■ Task goal:
Set down each line of the data below exactly as it stands, dropping the pictures.

■ Data excerpts:

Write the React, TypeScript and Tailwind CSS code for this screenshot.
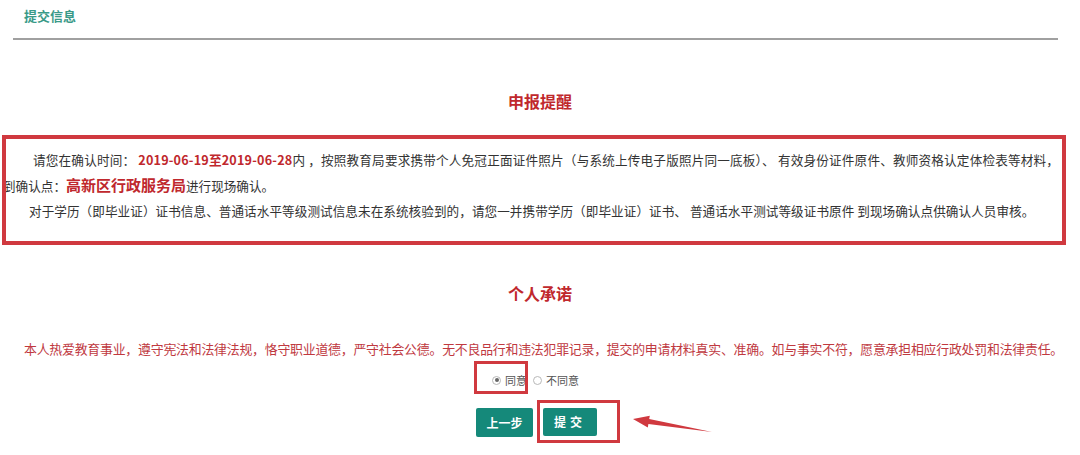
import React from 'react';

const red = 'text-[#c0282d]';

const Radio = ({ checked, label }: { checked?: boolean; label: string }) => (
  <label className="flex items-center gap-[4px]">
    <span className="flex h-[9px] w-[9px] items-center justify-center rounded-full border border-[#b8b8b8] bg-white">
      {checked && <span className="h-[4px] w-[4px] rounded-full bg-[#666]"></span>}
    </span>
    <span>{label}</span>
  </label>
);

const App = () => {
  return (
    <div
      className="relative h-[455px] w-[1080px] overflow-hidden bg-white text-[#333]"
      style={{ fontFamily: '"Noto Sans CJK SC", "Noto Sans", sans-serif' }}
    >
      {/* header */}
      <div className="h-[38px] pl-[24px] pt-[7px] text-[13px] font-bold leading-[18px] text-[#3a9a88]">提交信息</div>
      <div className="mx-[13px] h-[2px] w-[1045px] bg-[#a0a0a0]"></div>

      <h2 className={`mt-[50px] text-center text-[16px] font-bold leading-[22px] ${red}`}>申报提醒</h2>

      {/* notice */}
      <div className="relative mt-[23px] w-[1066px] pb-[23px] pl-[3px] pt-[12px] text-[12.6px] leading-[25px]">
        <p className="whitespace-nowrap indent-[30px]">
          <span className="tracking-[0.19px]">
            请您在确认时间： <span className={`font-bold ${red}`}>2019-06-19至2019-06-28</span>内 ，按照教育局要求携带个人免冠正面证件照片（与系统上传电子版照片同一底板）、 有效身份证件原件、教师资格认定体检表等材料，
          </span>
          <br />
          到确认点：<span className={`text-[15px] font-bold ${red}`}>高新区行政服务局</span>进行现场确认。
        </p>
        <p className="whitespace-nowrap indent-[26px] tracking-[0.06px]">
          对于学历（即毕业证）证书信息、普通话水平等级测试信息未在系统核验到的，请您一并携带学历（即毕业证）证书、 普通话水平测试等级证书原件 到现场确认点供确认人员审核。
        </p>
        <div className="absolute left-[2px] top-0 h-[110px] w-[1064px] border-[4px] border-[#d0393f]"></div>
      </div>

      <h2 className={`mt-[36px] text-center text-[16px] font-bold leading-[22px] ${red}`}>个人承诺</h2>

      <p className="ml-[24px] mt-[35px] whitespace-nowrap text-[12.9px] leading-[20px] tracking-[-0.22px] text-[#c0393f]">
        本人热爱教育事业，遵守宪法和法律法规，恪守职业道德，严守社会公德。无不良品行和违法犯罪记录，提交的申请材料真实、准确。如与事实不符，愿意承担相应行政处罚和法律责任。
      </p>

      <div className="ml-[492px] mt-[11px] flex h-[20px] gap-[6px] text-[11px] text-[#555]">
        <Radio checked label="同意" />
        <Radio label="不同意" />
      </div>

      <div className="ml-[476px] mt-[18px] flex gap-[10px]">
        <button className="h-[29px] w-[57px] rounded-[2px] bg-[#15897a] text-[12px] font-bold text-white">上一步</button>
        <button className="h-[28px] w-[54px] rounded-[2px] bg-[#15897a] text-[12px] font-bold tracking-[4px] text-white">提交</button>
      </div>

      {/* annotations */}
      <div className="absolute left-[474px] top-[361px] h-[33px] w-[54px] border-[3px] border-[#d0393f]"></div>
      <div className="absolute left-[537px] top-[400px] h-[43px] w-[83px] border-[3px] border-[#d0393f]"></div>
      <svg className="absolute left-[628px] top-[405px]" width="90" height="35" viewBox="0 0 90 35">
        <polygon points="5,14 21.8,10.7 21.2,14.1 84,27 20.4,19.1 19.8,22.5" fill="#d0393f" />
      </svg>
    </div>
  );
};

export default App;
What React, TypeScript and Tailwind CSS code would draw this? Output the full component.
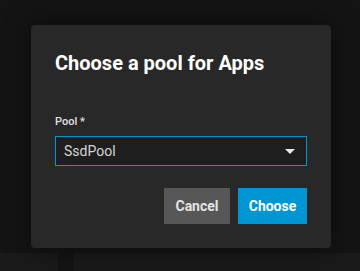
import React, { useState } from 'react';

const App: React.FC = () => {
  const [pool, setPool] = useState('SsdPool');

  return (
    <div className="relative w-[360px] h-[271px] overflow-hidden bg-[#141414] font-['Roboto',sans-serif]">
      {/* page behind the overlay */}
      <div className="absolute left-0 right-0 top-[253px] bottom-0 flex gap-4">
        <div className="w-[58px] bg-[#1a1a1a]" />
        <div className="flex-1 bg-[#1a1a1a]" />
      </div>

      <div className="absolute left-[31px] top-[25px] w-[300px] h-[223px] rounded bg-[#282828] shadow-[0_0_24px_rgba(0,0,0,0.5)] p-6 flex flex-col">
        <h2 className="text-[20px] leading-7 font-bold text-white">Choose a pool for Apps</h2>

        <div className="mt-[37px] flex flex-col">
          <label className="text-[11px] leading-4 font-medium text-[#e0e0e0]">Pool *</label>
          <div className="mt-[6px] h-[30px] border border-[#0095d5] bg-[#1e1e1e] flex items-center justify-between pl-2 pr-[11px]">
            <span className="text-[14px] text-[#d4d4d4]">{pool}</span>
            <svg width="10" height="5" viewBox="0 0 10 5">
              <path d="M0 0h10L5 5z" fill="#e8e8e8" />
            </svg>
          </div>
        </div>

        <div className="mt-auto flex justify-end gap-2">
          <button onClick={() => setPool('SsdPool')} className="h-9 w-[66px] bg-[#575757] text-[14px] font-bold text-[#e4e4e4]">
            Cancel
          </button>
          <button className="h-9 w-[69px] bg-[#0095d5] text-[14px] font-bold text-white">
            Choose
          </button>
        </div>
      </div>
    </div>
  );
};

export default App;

■ Response to the task:
Write the React, TypeScript and Tailwind CSS code for this screenshot.
import React from 'react';

const red = 'text-[#c0282d]';

const Radio = ({ checked, label }: { checked?: boolean; label: string }) => (
  <label className="flex items-center gap-[4px]">
    <span className="flex h-[9px] w-[9px] items-center justify-center rounded-full border border-[#b8b8b8] bg-white">
      {checked && <span className="h-[4px] w-[4px] rounded-full bg-[#666]"></span>}
    </span>
    <span>{label}</span>
  </label>
);

const App = () => {
  return (
    <div
      className="relative h-[455px] w-[1080px] overflow-hidden bg-white text-[#333]"
      style={{ fontFamily: '"Noto Sans CJK SC", "Noto Sans", sans-serif' }}
    >
      {/* header */}
      <div className="h-[38px] pl-[24px] pt-[7px] text-[13px] font-bold leading-[18px] text-[#3a9a88]">提交信息</div>
      <div className="mx-[13px] h-[2px] w-[1045px] bg-[#a0a0a0]"></div>

      <h2 className={`mt-[50px] text-center text-[16px] font-bold leading-[22px] ${red}`}>申报提醒</h2>

      {/* notice */}
      <div className="relative mt-[23px] w-[1066px] pb-[23px] pl-[3px] pt-[12px] text-[12.6px] leading-[25px]">
        <p className="whitespace-nowrap indent-[30px]">
          <span className="tracking-[0.19px]">
            请您在确认时间： <span className={`font-bold ${red}`}>2019-06-19至2019-06-28</span>内 ，按照教育局要求携带个人免冠正面证件照片（与系统上传电子版照片同一底板）、 有效身份证件原件、教师资格认定体检表等材料，
          </span>
          <br />
          到确认点：<span className={`text-[15px] font-bold ${red}`}>高新区行政服务局</span>进行现场确认。
        </p>
        <p className="whitespace-nowrap indent-[26px] tracking-[0.06px]">
          对于学历（即毕业证）证书信息、普通话水平等级测试信息未在系统核验到的，请您一并携带学历（即毕业证）证书、 普通话水平测试等级证书原件 到现场确认点供确认人员审核。
        </p>
        <div className="absolute left-[2px] top-0 h-[110px] w-[1064px] border-[4px] border-[#d0393f]"></div>
      </div>

      <h2 className={`mt-[36px] text-center text-[16px] font-bold leading-[22px] ${red}`}>个人承诺</h2>

      <p className="ml-[24px] mt-[35px] whitespace-nowrap text-[12.9px] leading-[20px] tracking-[-0.22px] text-[#c0393f]">
        本人热爱教育事业，遵守宪法和法律法规，恪守职业道德，严守社会公德。无不良品行和违法犯罪记录，提交的申请材料真实、准确。如与事实不符，愿意承担相应行政处罚和法律责任。
      </p>

      <div className="ml-[492px] mt-[11px] flex h-[20px] gap-[6px] text-[11px] text-[#555]">
        <Radio checked label="同意" />
        <Radio label="不同意" />
      </div>

      <div className="ml-[476px] mt-[18px] flex gap-[10px]">
        <button className="h-[29px] w-[57px] rounded-[2px] bg-[#15897a] text-[12px] font-bold text-white">上一步</button>
        <button className="h-[28px] w-[54px] rounded-[2px] bg-[#15897a] text-[12px] font-bold tracking-[4px] text-white">提交</button>
      </div>

      {/* annotations */}
      <div className="absolute left-[474px] top-[361px] h-[33px] w-[54px] border-[3px] border-[#d0393f]"></div>
      <div className="absolute left-[537px] top-[400px] h-[43px] w-[83px] border-[3px] border-[#d0393f]"></div>
      <svg className="absolute left-[628px] top-[405px]" width="90" height="35" viewBox="0 0 90 35">
        <polygon points="5,14 21.8,10.7 21.2,14.1 84,27 20.4,19.1 19.8,22.5" fill="#d0393f" />
      </svg>
    </div>
  );
};

export default App;
What React, TypeScript and Tailwind CSS code would draw this? Output the full component.
import React, { useState } from 'react';

const App: React.FC = () => {
  const [pool, setPool] = useState('SsdPool');

  return (
    <div className="relative w-[360px] h-[271px] overflow-hidden bg-[#141414] font-['Roboto',sans-serif]">
      {/* page behind the overlay */}
      <div className="absolute left-0 right-0 top-[253px] bottom-0 flex gap-4">
        <div className="w-[58px] bg-[#1a1a1a]" />
        <div className="flex-1 bg-[#1a1a1a]" />
      </div>

      <div className="absolute left-[31px] top-[25px] w-[300px] h-[223px] rounded bg-[#282828] shadow-[0_0_24px_rgba(0,0,0,0.5)] p-6 flex flex-col">
        <h2 className="text-[20px] leading-7 font-bold text-white">Choose a pool for Apps</h2>

        <div className="mt-[37px] flex flex-col">
          <label className="text-[11px] leading-4 font-medium text-[#e0e0e0]">Pool *</label>
          <div className="mt-[6px] h-[30px] border border-[#0095d5] bg-[#1e1e1e] flex items-center justify-between pl-2 pr-[11px]">
            <span className="text-[14px] text-[#d4d4d4]">{pool}</span>
            <svg width="10" height="5" viewBox="0 0 10 5">
              <path d="M0 0h10L5 5z" fill="#e8e8e8" />
            </svg>
          </div>
        </div>

        <div className="mt-auto flex justify-end gap-2">
          <button onClick={() => setPool('SsdPool')} className="h-9 w-[66px] bg-[#575757] text-[14px] font-bold text-[#e4e4e4]">
            Cancel
          </button>
          <button className="h-9 w-[69px] bg-[#0095d5] text-[14px] font-bold text-white">
            Choose
          </button>
        </div>
      </div>
    </div>
  );
};

export default App;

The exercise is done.